REQUEST> Go through the records line by line and work out how many lines hold the word "Write". Answer with the number only.

MATERIAL FOR THE TASK>
----------------------------------------
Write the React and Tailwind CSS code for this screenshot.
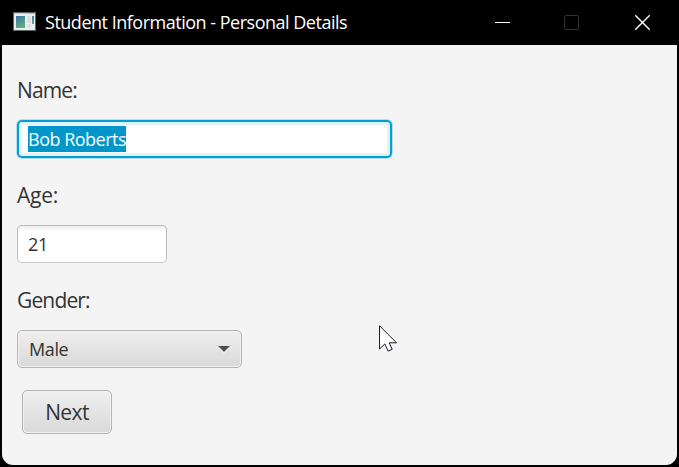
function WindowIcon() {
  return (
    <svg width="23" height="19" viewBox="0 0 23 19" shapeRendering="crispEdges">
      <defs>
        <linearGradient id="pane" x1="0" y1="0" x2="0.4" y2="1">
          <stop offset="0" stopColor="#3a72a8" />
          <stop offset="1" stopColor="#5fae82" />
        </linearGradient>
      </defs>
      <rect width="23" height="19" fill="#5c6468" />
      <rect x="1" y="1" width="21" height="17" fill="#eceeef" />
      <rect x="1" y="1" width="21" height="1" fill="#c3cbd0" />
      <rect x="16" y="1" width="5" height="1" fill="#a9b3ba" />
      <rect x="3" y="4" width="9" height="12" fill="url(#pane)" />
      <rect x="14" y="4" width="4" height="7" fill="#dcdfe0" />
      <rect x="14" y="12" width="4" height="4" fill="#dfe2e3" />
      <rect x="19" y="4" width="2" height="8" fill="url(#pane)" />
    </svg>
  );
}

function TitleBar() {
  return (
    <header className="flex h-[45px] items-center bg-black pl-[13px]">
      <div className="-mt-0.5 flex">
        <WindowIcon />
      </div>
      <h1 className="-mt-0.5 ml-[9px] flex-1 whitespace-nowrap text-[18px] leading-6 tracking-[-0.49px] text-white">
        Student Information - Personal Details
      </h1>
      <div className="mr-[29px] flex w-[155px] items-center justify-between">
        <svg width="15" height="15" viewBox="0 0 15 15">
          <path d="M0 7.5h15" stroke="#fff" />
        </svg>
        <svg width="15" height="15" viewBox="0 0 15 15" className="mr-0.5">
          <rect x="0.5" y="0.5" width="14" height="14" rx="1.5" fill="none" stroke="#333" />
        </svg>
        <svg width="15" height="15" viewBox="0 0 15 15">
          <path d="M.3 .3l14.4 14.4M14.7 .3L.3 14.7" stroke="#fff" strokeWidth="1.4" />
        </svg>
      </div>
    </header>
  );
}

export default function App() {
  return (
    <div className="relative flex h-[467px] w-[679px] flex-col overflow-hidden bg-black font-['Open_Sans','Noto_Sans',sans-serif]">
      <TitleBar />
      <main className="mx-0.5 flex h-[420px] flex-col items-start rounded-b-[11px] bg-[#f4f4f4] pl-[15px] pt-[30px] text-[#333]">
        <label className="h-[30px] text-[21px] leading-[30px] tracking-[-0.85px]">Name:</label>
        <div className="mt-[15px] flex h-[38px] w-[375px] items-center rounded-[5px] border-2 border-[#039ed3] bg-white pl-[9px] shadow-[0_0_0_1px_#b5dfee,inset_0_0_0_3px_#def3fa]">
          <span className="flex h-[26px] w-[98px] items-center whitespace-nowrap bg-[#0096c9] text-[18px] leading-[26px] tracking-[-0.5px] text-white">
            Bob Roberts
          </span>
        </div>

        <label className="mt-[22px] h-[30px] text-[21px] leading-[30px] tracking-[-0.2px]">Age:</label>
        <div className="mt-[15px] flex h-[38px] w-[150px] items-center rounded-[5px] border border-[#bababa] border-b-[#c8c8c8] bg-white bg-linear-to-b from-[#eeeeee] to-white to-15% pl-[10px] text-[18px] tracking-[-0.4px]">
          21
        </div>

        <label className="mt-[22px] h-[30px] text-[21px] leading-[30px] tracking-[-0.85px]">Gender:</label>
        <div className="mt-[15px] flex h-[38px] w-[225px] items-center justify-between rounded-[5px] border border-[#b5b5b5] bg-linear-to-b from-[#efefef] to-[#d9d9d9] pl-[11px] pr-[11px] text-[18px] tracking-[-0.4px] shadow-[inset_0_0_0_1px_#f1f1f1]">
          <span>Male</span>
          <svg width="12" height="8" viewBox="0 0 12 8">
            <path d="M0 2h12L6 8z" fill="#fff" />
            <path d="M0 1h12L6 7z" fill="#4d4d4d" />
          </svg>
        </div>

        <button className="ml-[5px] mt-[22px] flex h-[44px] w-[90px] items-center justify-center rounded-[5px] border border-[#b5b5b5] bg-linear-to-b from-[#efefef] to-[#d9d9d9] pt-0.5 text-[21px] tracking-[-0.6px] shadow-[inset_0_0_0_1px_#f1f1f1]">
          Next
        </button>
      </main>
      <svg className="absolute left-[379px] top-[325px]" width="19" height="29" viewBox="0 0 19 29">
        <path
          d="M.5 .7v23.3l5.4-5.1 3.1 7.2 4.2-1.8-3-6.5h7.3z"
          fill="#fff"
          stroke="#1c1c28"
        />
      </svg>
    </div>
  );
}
----------------------------------------
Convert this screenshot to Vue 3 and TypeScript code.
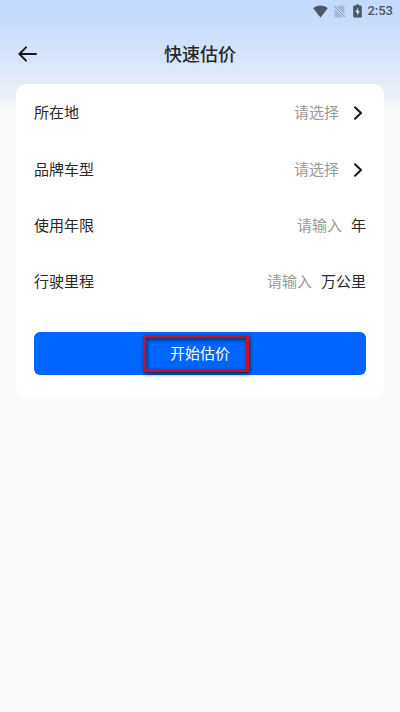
----------------------------------------
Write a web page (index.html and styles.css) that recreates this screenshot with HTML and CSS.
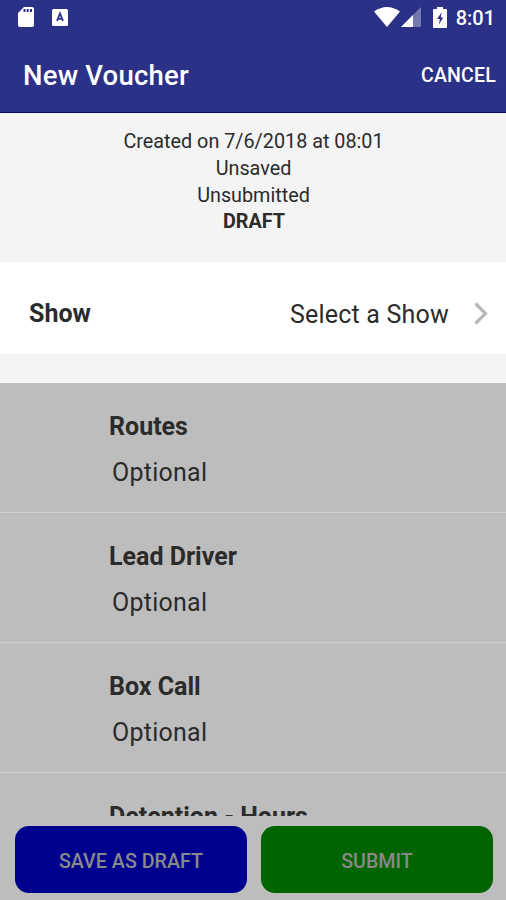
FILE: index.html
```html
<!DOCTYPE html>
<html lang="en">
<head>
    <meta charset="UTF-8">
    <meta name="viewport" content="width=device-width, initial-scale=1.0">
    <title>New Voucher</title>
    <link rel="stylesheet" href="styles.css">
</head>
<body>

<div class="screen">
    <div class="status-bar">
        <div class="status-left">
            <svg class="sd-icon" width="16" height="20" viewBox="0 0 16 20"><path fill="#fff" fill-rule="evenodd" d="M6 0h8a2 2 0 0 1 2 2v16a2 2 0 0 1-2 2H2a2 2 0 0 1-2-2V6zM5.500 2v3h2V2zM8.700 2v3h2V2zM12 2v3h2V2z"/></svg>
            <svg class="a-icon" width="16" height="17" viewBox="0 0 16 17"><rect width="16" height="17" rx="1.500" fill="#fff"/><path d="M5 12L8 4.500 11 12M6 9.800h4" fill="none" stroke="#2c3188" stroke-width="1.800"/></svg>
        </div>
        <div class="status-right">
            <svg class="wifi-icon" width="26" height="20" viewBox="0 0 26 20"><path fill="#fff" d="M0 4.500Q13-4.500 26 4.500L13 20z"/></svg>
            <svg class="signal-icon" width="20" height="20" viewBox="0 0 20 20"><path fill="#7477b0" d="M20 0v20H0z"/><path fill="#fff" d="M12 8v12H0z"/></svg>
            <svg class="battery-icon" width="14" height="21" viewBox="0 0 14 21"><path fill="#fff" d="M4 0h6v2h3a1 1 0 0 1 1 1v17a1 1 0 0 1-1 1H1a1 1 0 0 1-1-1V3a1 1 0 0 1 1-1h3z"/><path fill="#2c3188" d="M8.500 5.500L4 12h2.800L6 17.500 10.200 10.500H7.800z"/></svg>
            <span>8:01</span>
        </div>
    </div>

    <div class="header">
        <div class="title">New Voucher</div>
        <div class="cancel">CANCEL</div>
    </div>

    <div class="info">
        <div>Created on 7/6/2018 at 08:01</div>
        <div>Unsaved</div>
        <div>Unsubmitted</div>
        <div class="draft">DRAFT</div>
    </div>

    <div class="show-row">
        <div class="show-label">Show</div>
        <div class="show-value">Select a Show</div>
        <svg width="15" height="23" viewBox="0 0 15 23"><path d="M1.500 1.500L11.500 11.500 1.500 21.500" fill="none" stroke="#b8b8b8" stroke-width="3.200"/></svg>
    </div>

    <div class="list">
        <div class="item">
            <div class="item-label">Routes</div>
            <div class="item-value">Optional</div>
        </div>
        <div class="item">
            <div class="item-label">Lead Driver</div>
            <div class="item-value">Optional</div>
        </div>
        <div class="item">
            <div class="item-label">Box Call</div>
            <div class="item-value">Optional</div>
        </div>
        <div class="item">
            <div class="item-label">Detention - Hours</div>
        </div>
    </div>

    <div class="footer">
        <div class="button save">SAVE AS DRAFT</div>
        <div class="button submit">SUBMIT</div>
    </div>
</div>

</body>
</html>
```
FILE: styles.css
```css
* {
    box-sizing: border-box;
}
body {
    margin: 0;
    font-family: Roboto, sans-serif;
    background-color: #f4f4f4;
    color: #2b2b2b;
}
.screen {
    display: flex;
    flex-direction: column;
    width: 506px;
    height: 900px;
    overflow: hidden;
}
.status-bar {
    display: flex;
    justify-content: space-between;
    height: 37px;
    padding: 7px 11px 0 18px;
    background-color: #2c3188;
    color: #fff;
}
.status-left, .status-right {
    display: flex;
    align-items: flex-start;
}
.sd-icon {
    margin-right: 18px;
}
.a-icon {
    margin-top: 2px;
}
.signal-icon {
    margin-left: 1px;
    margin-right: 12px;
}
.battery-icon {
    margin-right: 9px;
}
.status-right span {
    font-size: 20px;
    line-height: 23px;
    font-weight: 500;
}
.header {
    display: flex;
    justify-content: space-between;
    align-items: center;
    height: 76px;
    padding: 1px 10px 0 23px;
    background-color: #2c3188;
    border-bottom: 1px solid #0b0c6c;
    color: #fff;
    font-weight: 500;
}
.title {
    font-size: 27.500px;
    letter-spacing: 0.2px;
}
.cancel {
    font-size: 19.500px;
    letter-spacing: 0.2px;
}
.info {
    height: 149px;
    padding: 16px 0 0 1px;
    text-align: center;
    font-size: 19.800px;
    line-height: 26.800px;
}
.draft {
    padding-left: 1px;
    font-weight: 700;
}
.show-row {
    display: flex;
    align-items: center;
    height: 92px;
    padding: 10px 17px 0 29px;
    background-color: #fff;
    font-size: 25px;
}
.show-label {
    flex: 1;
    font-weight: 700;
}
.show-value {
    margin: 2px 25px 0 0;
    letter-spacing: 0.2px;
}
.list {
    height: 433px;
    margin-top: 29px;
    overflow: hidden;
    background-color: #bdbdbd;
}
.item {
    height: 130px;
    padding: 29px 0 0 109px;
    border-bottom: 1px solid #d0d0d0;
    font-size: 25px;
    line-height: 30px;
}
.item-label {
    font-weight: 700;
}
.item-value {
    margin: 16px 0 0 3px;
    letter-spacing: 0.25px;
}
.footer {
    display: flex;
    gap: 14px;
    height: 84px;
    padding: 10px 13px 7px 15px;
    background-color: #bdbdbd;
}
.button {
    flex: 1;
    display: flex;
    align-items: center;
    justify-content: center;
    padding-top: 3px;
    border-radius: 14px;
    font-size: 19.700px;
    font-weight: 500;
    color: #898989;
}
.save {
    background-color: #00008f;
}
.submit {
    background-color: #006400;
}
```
----------------------------------------
SOLVED EXERCISE> 2